Employment growth was significant in the Las Vegas metropolitan area in 2014 with an increase of 34,900 jobs, or 3.8 percent, over 2013. Employment gains were broad-based with construction, manufacturing, education and health services, and professional and business services particularly strong.

As a result of these gains, the Las Vegas unemployment rate has fallen sharply with the seasonally adjusted rate reaching 7 percent in December 2014. This is 2.2 percentage points below the December 2013 unemployment rate.

The trend is likely to continue, said Steve Brown, director of CBER. "We are likely to see an unemployment rate around 6 percent by the end of 2016."

Activity in the tourism sector shows a slight upward trend so far in 2015. For the first four months of 2015, Clark County visitor volume averaged 4 percent higher than the same time period in 2014. With continued growth, Clark County's 2015 visitor volume could exceed last year's high point of 44.3 million total visitors.

Visitor volume is slightly up in Las Vegas as well. In 2014, total visitors grew by 3.8 percent and set a new all-time high record of 41.1 million. For the first four months of 2015, Las Vegas visitor volume averaged 0.4 percent higher compared to the same time period last year.
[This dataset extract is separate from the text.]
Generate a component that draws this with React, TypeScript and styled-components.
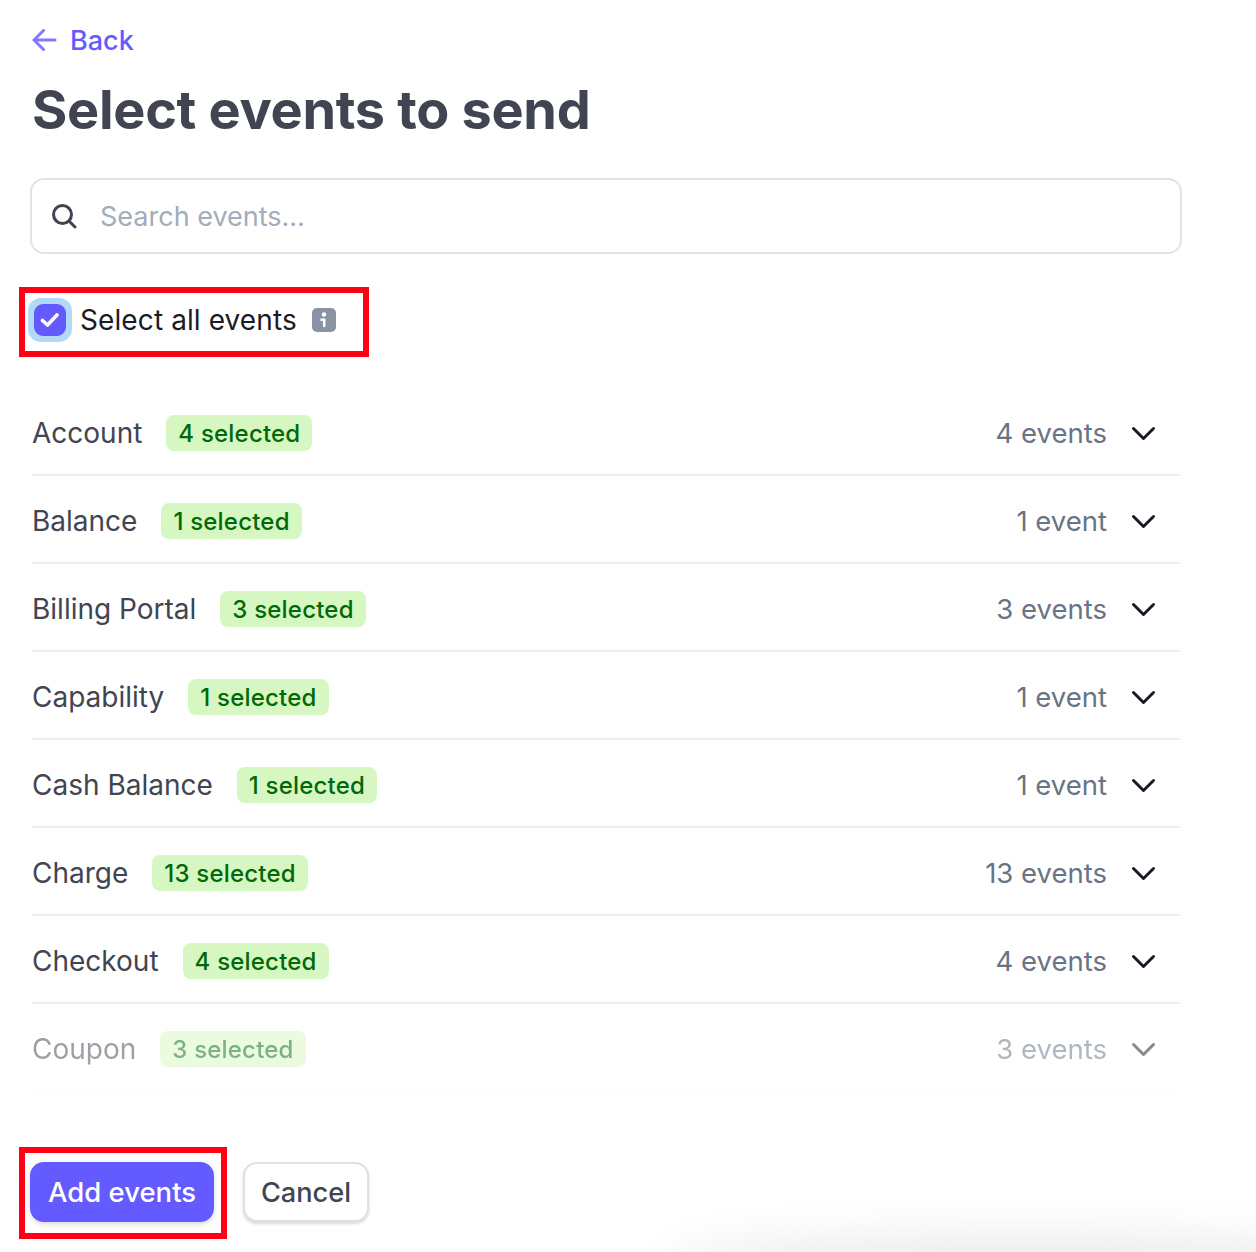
import styled, { createGlobalStyle } from "styled-components";

const GlobalStyle = createGlobalStyle`
  html, body {
    margin: 0;
    padding: 0;
    background: #fff;
  }
  * {
    box-sizing: border-box;
  }
`;

const StyledPage = styled.main`
  position: relative;
  width: 1256px;
  height: 1252px;
  overflow: hidden;
  padding: 20px 75px 0 32px;
  font-family: Inter, "Noto Sans", sans-serif;
  color: #414552;

  &::after {
    content: "";
    position: absolute;
    left: 680px;
    right: -120px;
    bottom: -30px;
    height: 30px;
    border-radius: 50%;
    box-shadow: 0 0 50px 14px rgba(0, 0, 0, 0.09);
  }
`;

const StyledBackLink = styled.a`
  display: flex;
  align-items: center;
  gap: 13px;
  height: 40px;
  font-size: 27px;
  font-weight: 500;
  color: #635bff;
`;

const StyledTitle = styled.h1`
  margin: 15px 0 0;
  font-size: 54px;
  line-height: 70px;
  font-weight: 700;
  letter-spacing: -0.3px;
  color: #414552;
`;

const StyledSearch = styled.div`
  display: flex;
  align-items: center;
  gap: 23px;
  height: 76px;
  margin: 33px 0 0 -2px;
  width: 1152px;
  padding-left: 19px;
  border: 2px solid #e3e3e6;
  border-radius: 14px;
  font-size: 27px;
  color: #a3acba;
`;

const StyledMarked = styled.div`
  position: relative;

  &::after {
    content: "";
    position: absolute;
    border: 6px solid #ff0015;
    pointer-events: none;
  }
`;

const StyledSelectAll = styled(StyledMarked)`
  display: inline-flex;
  align-items: center;
  gap: 8px;
  height: 44px;
  margin: 44px 0 0 -4px;
  font-size: 28px;
  letter-spacing: 0.1px;
  color: #1a1b25;

  &::after {
    inset: -11px -33px -15px -9px;
  }
`;

const StyledCheckbox = styled.span`
  display: flex;
  align-items: center;
  justify-content: center;
  width: 44px;
  height: 44px;
  border-radius: 13px;
  background: #b3d9f9;
`;

const StyledCheckboxFace = styled.span`
  display: flex;
  align-items: center;
  justify-content: center;
  width: 32px;
  height: 32px;
  border-radius: 9px;
  background: #635bff;
`;

const StyledInfo = styled.svg`
  margin-left: 7px;
`;

const StyledList = styled.ul`
  list-style: none;
  width: 1148px;
  margin: 46px 0 0;
  padding: 0;
`;

const StyledRow = styled.li<{ $faded?: boolean }>`
  display: flex;
  align-items: center;
  height: 88px;
  padding: 4px 25px 0 0;
  border-bottom: 2px solid #eeedf3;
  ${({ $faded }) =>
    $faded
      ? "mask-image: linear-gradient(rgba(0,0,0,0.55), rgba(0,0,0,0.5) 70%, rgba(0,0,0,0.1));"
      : ""}
`;

const StyledRowName = styled.span`
  font-size: 28px;
  color: #414552;
`;

const StyledBadge = styled.span`
  display: flex;
  align-items: center;
  height: 36px;
  margin-left: 24px;
  padding: 0 12px;
  border-radius: 8px;
  background: #d7f7c2;
  color: #006908;
  font-size: 24px;
  font-weight: 500;
  letter-spacing: 0.2px;
`;

const StyledCount = styled.span`
  margin-left: auto;
  margin-right: 25px;
  font-size: 27.5px;
  color: #687385;
`;

const StyledActions = styled.div`
  display: flex;
  align-items: center;
  gap: 29px;
  margin-top: 70px;
  margin-left: -2px;
`;

const StyledAddWrap = styled(StyledMarked)`
  &::after {
    inset: -15px -13px -17px -11px;
  }
`;

const StyledPrimaryButton = styled.button`
  display: block;
  width: 184px;
  height: 60px;
  padding: 0;
  border: none;
  border-radius: 14px;
  background: #635bff;
  box-shadow: 0 2px 5px rgba(60, 66, 87, 0.2);
  color: #fff;
  font-family: inherit;
  font-size: 27.5px;
  font-weight: 500;
`;

const StyledSecondaryButton = styled.button`
  width: 126px;
  height: 60px;
  padding: 0;
  border: 2px solid #e0e0e3;
  border-radius: 14px;
  background: #fff;
  box-shadow: 0 2px 3px rgba(60, 66, 87, 0.2);
  color: #414552;
  font-family: inherit;
  font-size: 27.2px;
  font-weight: 500;
`;

const groups = [
  { name: "Account", count: 4 },
  { name: "Balance", count: 1 },
  { name: "Billing Portal", count: 3 },
  { name: "Capability", count: 1 },
  { name: "Cash Balance", count: 1 },
  { name: "Charge", count: 13 },
  { name: "Checkout", count: 4 },
  { name: "Coupon", count: 3 },
];

export default function App() {
  return (
    <StyledPage>
      <GlobalStyle />
      <StyledBackLink>
        <svg width="25" height="26" viewBox="0 0 25 26" fill="none" stroke="#8179fb" strokeWidth="3" strokeLinecap="round" strokeLinejoin="round">
          <path d="M2 13h21M11.5 3.5L2 13l9.5 9.5" />
        </svg>
        Back
      </StyledBackLink>
      <StyledTitle>Select events to send</StyledTitle>

      <StyledSearch>
        <svg width="26" height="26" viewBox="0 0 26 26" fill="none" stroke="#414552" strokeWidth="3" strokeLinecap="round">
          <circle cx="11.5" cy="11.5" r="9" />
          <path d="M18.5 18.5L24 24" />
        </svg>
        Search events...
      </StyledSearch>

      <StyledSelectAll>
        <StyledCheckbox>
          <StyledCheckboxFace>
            <svg width="20" height="20" viewBox="0 0 20 20" fill="none" stroke="#fff" strokeWidth="3.6" strokeLinecap="round" strokeLinejoin="round">
              <path d="M2.5 10.5l5 4.5 9.5-10" />
            </svg>
          </StyledCheckboxFace>
        </StyledCheckbox>
        Select all events
        <StyledInfo width="24" height="24" viewBox="0 0 24 24">
          <rect width="24" height="24" rx="5" fill="#8a93a3" />
          <circle cx="12" cy="6.5" r="2.2" fill="#fff" />
          <path d="M8.5 10.5H13.5V19H11V13H8.5z" fill="#fff" />
        </StyledInfo>
      </StyledSelectAll>

      <StyledList>
        {groups.map((group, i) => (
          <StyledRow key={group.name} $faded={i === groups.length - 1}>
            <StyledRowName>{group.name}</StyledRowName>
            <StyledBadge>{group.count} selected</StyledBadge>
            <StyledCount>
              {group.count} {group.count === 1 ? "event" : "events"}
            </StyledCount>
            <svg width="23" height="16" viewBox="0 0 23 16" fill="none" stroke="#1a1b25" strokeWidth="3" strokeLinecap="round" strokeLinejoin="round">
              <path d="M1.5 3.5L11.5 13.5 21.5 3.5" />
            </svg>
          </StyledRow>
        ))}
      </StyledList>

      <StyledActions>
        <StyledAddWrap>
          <StyledPrimaryButton>Add events</StyledPrimaryButton>
        </StyledAddWrap>
        <StyledSecondaryButton>Cancel</StyledSecondaryButton>
      </StyledActions>
    </StyledPage>
  );
}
CBER economists also noted gains in the residential real estate industry. Las Vegas housing prices have risen by 54.7 percent since the industry hit rock bottom in January 2012. Nationally, housing prices have jumped 29.8 percent during the same period.

Despite the gains, Nevada remains the state with the highest percentage of homeowners with negative equity in their homes. Nevada is followed by Florida, Arizona, Illinois, and Maryland.

Las Vegas housing is still affordable compared to the rest of the nation, which will contribute to positive economic growth, Brown said.

"Though we tend to think of low housing prices as indicative of a depressed market, low housing prices will help the Nevada economy grow," he said.

CBER economists also found:

  • With relatively affordable housing in Las Vegas, employment gains continue driving population growth.
  • Construction activity remains low in Clark County. Although housing permits have increased by 110.1 percent since 2011, residential construction is still far below its pre-recession peak.
  • Despite recent gains, Las Vegas gaming is lagging well behind its national counterpart. U.S. gambling is above its prerecession peak, but Las Vegas Strip gross gaming revenue is still well below its prerecession peak.
  • Visitor spending on nongaming activities in Las Vegas is more than three times that of gaming revenue.

The Economic Outlook conference, held twice each year, forecasts economic trends for the U.S., Nevada, Southern Nevada, and other select regions. CBER compiles and analyzes data from state employment, gaming, and tourism agencies to forecast economic trends.